VKM: we all know the price. We all know the cost. But we also know that there are millions of people in Russia, who categorically oppose Putin’s regime and everything it’s doing both in terms of domestic repression and in terms of external aggression. We know that there are many people in Russia who want our country to be a normal, more democratic European state. I think it'd be very demoralizing if those of us who are sort of the public faces of the pro-democracy and the opposition movement would all just leave the country. I do not know condemn anybody. It's certainly a personal decision, but if you're asking about me, I'm a Russian politician. Russia is my country. Russia is my home, and this is where I have to be.

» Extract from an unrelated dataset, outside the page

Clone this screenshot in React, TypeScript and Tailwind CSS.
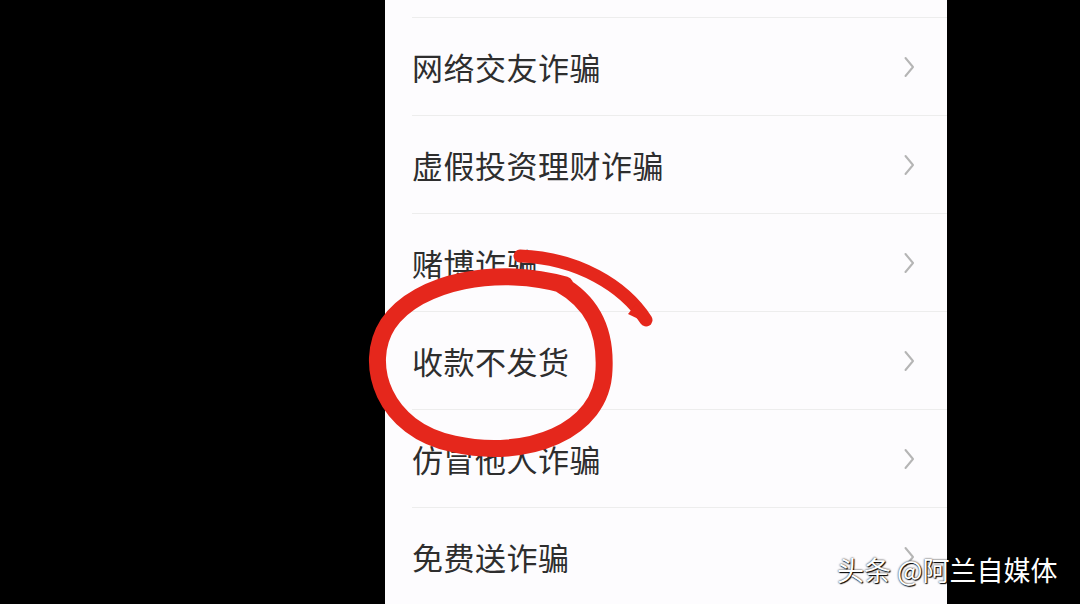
const items = ["网络交友诈骗", "虚假投资理财诈骗", "赌博诈骗", "收款不发货", "仿冒他人诈骗", "免费送诈骗"];

const Chevron = () => (
    <svg width="12" height="22" viewBox="0 0 12 22" fill="none">
        <path d="M2.5 2 L10 11 L2.5 20" stroke="#b5b5b5" strokeWidth="2" strokeLinecap="round" strokeLinejoin="round" />
    </svg>
);

const Row = ({ label }: { label: string }) => (
    <div className="pl-[27px]">
        <div className="h-[98px] flex items-center justify-between border-b border-[#ededed] pr-[32px]">
            <span className="text-[31px] leading-none text-[#2e2e2e] tracking-[0.5px]">{label}</span>
            <Chevron />
        </div>
    </div>
);

// hand-drawn red ring around one of the rows
const Scribble = () => (
    <svg className="absolute inset-0 pointer-events-none" width="1080" height="604" viewBox="0 0 1080 604">
        <path
            d="M565 285 C500 266 418 280 388 324 C362 364 384 430 454 444 C526 460 602 432 604 370 C606 330 592 302 560 284"
            stroke="#e5271c"
            strokeWidth="17"
            fill="none"
            strokeLinecap="round"
        />
        <path
            d="M520 256 C578 258 624 286 646 320"
            stroke="#e5271c"
            strokeWidth="13"
            fill="none"
            strokeLinecap="round"
        />
        <path d="M636 304 L651 325 L628 314 Z" fill="#e5271c" />
    </svg>
);

export default function App() {
    return (
        <div className="relative w-[1080px] h-[604px] bg-black overflow-hidden" style={{ fontFamily: '"Noto Sans CJK SC", "Noto Sans", sans-serif' }}>
            <div className="ml-[385px] w-[562px] h-full bg-[#fdfcfe] overflow-hidden">
                <div className="pl-[27px]">
                    <div className="h-[18px] border-b border-[#ededed]" />
                </div>
                {items.map((label) => (
                    <Row key={label} label={label} />
                ))}
            </div>

            <Scribble />

            <div className="absolute left-[837px] top-[556px] text-[27px] leading-none text-white whitespace-nowrap [text-shadow:0_0_2px_#000,1px_1px_1px_#000]">
                头条 @阿兰自媒体
            </div>
        </div>
    );
}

ALI: I'm worried for you, my friend. You have been a source of my information for many, many years, so I'll worry on your behalf.

X

 In the days leading up to his April 2022 arrest in Russia, before his conversation with me, Vladimir Kara-Murza had dinner with another friend of our show and our next guest, Bill Browder, who *begged* him not to return to Russia. He tried to appeal to Vladimir’s sense of duty: he argued if Vladimir was put in prison, the people would be deprived of his anti-Putin message. He told Browder,

“Bill, sometimes symbols are more important.”

But Vladimir Kara-Murza is no longer a symbol. Kara-Murza is, finally, a free man.